◆ **Requirement**: Review the listing and copy each line that holds the word "styles".

◆ **Data extract**:

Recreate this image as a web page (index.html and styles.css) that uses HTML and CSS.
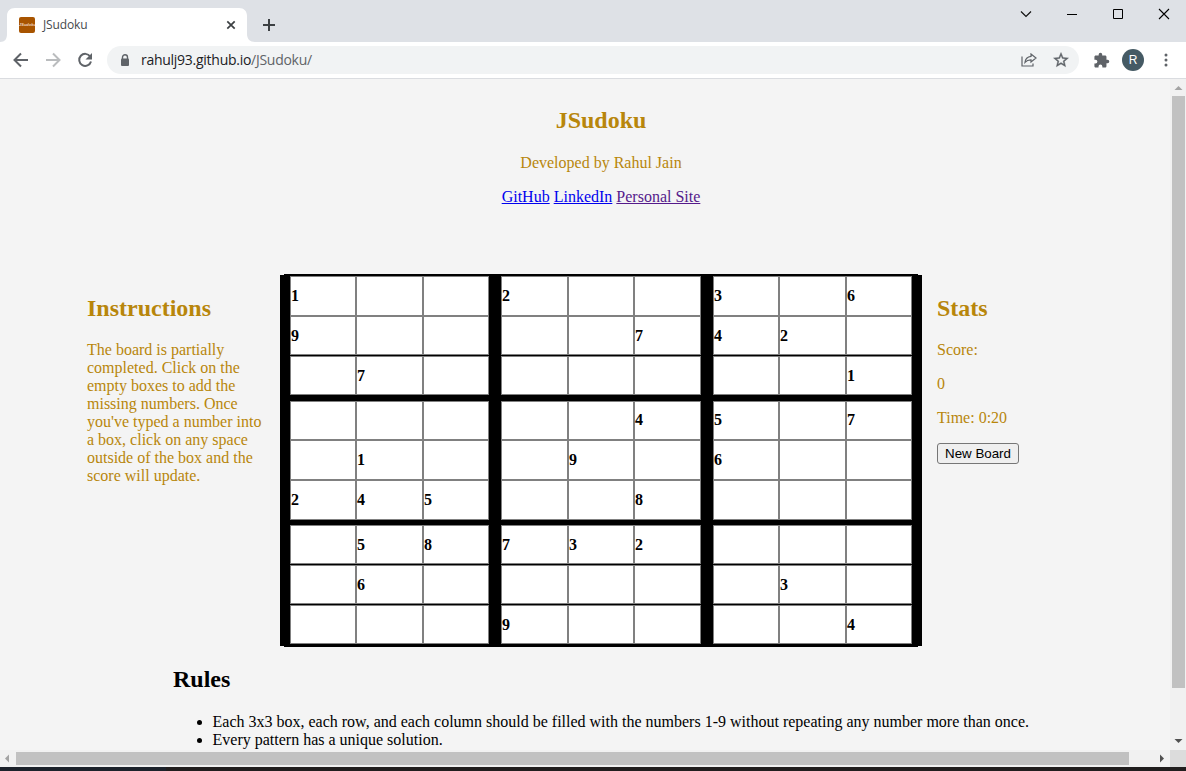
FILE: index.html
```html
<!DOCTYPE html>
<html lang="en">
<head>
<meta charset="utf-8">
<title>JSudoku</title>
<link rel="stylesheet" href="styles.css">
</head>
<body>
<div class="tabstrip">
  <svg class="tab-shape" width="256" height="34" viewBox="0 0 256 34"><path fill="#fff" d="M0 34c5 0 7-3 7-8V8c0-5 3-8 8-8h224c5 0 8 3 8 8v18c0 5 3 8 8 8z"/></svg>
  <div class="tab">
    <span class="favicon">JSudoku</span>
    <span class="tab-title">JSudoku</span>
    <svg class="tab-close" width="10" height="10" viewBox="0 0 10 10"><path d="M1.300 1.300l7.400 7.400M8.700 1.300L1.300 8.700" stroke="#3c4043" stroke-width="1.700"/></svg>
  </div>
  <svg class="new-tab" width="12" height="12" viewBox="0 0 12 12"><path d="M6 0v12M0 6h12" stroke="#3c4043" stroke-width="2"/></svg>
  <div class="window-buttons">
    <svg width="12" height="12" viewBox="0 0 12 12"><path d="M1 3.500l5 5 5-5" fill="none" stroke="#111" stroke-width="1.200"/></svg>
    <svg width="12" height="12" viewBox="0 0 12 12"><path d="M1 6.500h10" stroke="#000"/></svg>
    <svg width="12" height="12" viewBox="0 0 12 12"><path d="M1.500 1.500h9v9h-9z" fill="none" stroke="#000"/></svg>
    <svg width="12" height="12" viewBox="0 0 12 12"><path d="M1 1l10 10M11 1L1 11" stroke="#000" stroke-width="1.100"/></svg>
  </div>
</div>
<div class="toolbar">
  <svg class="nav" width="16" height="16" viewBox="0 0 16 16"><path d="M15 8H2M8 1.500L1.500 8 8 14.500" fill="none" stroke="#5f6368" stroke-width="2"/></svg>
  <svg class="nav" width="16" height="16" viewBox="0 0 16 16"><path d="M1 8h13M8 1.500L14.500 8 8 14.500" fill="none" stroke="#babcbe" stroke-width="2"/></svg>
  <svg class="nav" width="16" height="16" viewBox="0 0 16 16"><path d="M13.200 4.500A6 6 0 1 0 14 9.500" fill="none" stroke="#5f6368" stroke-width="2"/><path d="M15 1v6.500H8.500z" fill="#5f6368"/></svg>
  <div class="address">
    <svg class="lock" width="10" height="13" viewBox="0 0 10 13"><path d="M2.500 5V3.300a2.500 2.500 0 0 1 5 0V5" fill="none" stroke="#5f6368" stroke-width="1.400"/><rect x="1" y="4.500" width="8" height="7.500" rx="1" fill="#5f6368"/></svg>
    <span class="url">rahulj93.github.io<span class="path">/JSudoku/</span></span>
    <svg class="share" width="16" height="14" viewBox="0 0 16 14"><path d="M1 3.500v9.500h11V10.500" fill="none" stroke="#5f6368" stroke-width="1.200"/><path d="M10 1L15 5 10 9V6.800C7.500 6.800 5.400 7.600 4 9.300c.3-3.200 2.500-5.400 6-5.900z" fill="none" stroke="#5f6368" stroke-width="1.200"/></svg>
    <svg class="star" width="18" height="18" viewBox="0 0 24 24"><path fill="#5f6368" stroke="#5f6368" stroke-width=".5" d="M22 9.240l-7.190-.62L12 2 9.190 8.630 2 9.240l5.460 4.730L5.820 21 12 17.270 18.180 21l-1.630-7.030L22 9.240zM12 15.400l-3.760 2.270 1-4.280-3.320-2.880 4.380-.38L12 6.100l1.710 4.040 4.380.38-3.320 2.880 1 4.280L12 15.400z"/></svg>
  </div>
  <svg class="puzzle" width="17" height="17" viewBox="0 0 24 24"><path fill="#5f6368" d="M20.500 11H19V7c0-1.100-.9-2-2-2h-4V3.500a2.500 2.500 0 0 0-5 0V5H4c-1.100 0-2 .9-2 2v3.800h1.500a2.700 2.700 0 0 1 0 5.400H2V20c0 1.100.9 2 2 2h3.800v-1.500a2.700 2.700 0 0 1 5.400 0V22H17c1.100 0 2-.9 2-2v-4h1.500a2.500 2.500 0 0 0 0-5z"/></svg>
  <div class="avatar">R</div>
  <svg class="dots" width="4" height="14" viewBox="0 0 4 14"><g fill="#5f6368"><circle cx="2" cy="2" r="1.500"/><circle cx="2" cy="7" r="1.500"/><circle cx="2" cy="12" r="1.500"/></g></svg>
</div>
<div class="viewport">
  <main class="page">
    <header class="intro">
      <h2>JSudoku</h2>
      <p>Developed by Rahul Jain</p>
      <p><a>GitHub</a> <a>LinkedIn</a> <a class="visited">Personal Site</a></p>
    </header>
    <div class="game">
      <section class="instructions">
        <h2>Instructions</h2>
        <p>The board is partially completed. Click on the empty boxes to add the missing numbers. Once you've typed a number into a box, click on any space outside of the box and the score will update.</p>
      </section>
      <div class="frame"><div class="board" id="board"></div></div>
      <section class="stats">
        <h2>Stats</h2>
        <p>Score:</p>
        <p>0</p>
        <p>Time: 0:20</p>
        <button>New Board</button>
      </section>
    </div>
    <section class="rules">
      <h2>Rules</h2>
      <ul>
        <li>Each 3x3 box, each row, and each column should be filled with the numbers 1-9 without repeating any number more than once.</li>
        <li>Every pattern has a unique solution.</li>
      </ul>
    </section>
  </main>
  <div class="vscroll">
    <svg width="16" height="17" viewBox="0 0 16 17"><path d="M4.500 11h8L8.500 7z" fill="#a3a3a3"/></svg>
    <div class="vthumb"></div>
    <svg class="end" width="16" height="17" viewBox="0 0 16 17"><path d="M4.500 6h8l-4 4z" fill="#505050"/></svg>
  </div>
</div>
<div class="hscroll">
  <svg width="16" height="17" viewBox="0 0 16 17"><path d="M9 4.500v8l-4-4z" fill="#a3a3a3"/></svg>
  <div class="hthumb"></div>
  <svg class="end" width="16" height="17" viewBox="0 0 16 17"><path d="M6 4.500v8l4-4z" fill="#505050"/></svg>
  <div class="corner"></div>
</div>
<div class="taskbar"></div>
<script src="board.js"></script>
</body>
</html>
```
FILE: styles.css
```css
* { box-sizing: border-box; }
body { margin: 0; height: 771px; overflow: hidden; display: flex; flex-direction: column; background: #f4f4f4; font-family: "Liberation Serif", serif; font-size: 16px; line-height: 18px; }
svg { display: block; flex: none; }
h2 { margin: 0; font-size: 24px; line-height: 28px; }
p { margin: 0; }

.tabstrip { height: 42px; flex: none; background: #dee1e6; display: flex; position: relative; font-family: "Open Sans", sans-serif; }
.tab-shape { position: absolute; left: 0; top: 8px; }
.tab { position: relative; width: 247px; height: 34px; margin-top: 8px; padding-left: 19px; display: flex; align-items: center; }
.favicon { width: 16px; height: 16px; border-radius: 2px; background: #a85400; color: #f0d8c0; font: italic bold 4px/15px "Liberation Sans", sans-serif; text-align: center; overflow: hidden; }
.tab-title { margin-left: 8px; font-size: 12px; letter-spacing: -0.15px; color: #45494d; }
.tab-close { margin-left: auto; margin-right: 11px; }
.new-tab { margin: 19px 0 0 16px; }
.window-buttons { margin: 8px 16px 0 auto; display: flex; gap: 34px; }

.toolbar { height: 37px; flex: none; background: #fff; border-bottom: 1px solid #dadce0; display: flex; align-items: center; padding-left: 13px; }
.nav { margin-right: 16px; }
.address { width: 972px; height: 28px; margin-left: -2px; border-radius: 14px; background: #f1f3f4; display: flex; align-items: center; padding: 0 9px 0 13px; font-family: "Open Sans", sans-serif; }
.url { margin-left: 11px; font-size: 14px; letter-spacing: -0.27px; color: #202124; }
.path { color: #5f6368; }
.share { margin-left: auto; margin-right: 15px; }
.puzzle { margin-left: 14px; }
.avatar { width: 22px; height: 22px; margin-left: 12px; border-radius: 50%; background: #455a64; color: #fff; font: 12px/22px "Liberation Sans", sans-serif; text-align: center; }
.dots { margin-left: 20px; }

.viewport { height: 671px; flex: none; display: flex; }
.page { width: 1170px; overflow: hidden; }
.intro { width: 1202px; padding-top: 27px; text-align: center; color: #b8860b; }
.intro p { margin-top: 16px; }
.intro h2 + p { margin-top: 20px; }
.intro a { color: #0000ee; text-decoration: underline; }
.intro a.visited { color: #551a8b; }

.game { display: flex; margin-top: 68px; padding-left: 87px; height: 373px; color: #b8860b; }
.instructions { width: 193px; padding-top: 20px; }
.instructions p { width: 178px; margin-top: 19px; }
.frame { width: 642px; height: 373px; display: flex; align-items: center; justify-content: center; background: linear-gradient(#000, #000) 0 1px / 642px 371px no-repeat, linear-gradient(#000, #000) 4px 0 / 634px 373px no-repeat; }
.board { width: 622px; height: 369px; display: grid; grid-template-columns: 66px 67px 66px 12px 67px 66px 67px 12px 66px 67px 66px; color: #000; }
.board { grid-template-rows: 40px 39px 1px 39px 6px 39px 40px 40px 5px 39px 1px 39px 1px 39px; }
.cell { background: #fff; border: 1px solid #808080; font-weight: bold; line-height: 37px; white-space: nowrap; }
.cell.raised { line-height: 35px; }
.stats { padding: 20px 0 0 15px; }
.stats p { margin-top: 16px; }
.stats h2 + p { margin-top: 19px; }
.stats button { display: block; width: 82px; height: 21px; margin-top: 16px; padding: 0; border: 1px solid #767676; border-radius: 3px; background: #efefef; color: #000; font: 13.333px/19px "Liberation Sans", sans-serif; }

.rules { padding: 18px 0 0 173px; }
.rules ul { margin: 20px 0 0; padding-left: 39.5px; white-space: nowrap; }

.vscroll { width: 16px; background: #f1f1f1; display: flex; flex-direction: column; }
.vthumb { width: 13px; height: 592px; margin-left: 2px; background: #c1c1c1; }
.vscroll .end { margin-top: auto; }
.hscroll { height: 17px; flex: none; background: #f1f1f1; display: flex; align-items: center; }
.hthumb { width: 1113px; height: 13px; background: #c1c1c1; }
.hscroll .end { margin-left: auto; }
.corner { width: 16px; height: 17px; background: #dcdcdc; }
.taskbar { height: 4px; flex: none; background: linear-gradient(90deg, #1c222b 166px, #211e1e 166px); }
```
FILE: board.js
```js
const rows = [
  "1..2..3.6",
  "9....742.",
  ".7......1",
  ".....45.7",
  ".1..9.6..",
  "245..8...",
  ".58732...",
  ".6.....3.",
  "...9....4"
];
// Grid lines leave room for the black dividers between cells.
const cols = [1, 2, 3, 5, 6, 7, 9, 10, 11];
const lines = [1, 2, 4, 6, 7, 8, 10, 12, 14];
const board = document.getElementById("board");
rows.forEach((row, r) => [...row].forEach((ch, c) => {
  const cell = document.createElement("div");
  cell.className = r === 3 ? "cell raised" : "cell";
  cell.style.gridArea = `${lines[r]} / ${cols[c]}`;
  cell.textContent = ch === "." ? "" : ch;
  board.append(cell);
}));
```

◆ **Response**:
Recreate this image as a web page (index.html and styles.css) that uses HTML and CSS.
<link rel="stylesheet" href="styles.css">
FILE: styles.css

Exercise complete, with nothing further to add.